I flattered myself that they liked me. After all, I knew where they
were from, I was generous with my tips and I thought I understood something of their loneliness in the loneliness I myself had felt when I first began to leave my small-town origins behind and started my drift through cities. But in most ways, I wasn’t like them. I had grown up in Shillong, the most cosmopolitan of urban centres in the north-east, while the women were from Nagaland or Manipur, the first generation from these states to abandon their poor, violence-ridden homes for the globalized metropolises of the mainland. Their journey was longer and harder than mine had ever been, and although there were tens of thousands of them in Delhi alone, they were in some sense utterly isolated, always visible in the malls and restaurants but always opaque to their wealthy customers.

Samrat, whom I had stayed with in Bangalore, and who had moved back to Delhi since then, knew I was looking to interview one of these women.

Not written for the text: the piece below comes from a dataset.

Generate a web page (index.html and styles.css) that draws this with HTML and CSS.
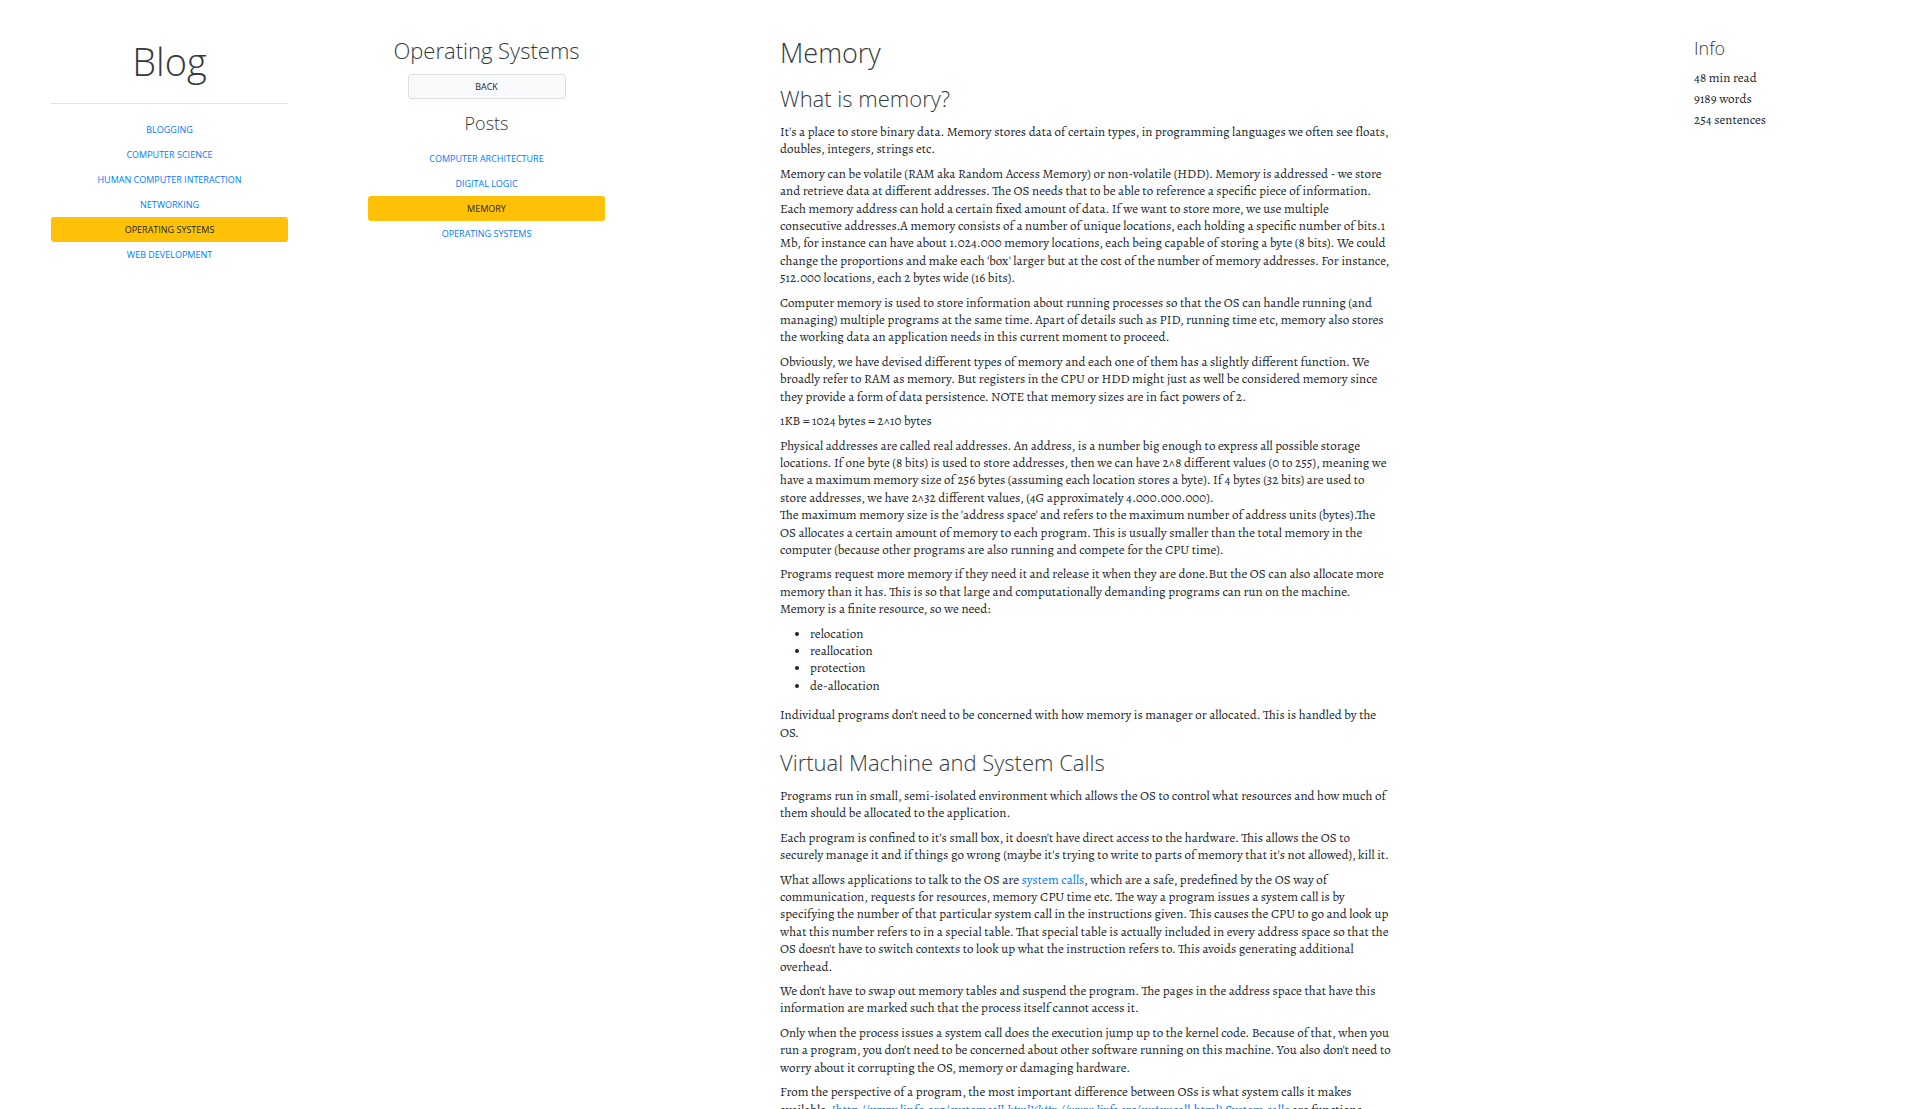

He took me to meet the arms dealer because he thought the man might be able to introduce me to a waitress who worked at the hotel. The arms dealer, who did not like being called an arms dealer and referred to himself as a ‘security specialist’, was also from the north-east. He had grown up in a small town in Assam called Haflong, a picturesque stop on the train I used to take during my college days and where local tribal men often sat on the platform selling deer meat on banana leaves. But Haflong was also a place riven by poverty, ethnic violence and insurgency, shut down from time to time by floods, an ambush by insurgents or a retaliatory rampage by paramilitary forces.